I can say with certainty that every restaurant operator has been looking at CMG restaurant level margins with sheer amazement. Undoubtedly, the financial performance has been nothing short of amazing in FY10 with restaurant-level margins that are about 1000 bps above comparable companies on average (please refer to the chart below for more details).
The lines that make up the biggest difference between CMG and the competitors are Labor costs and Occupancy and other. News has emerged via the Wall Street Journal that Immigration and Customs Enforcement (ICE) officials are scrutinizing CMG’s employment practices. Following the company being forced to dismiss hundreds of employees in Minnesota, ICE is going to examine the eligibility of CMG employees in Washington, DC, and Virginia. Perhaps this piece of news goes some way towards explaining the “magic” CMG formula for restaurant-level margin outperformance. If it were proven that the company has not been paying appropriate wages, it could possibly shed light on where some, or all of, the 500 to 700 basis points difference in labor costs is coming from.

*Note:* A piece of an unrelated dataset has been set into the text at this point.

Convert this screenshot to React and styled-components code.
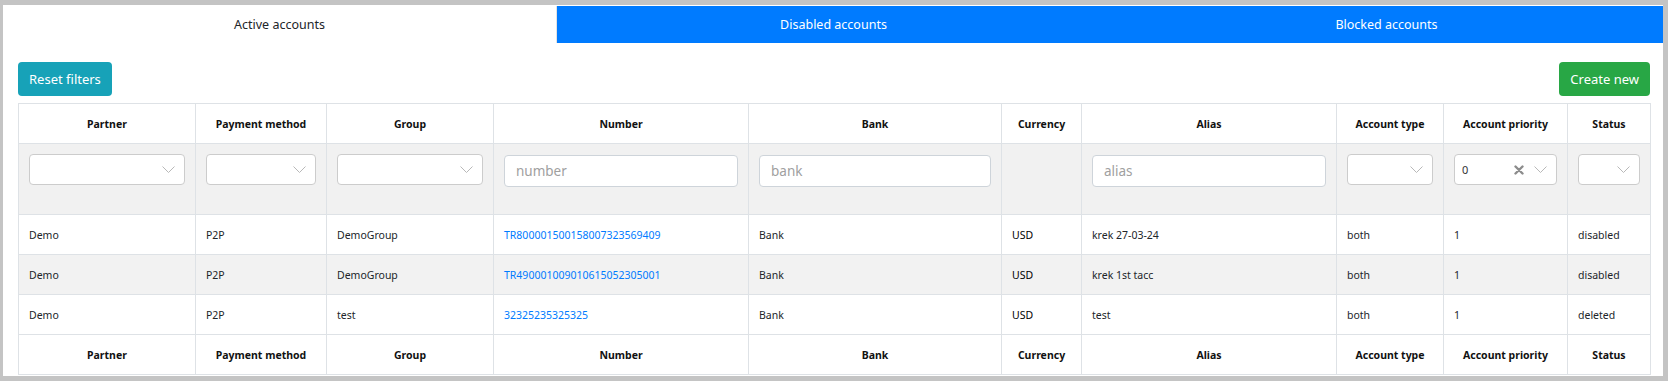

CMG is due to report 4Q10 EPS on Thursday, February 10 after the market close.
I expect the company had a strong quarter, with same-store sales up 9-10% and EPS that can easily beat the consensus estimates of $1.30. Clearly a beat would not be uncharacteristic for this company, so I expect the 2011 outlook to be a primary driver of the stock’s performance. While significant food inflation is a given for CMG in 2011, higher labor costs might not be completely factored in.
As we can see below, Chipotle’s outperformance of another burrito concept, Qdoba, is nothing short of remarkable. It will be interesting to gauge Chipotle management’s tone on the earnings call with regard to margin outlook and, of course, to hear the reaction to the recent ICE news.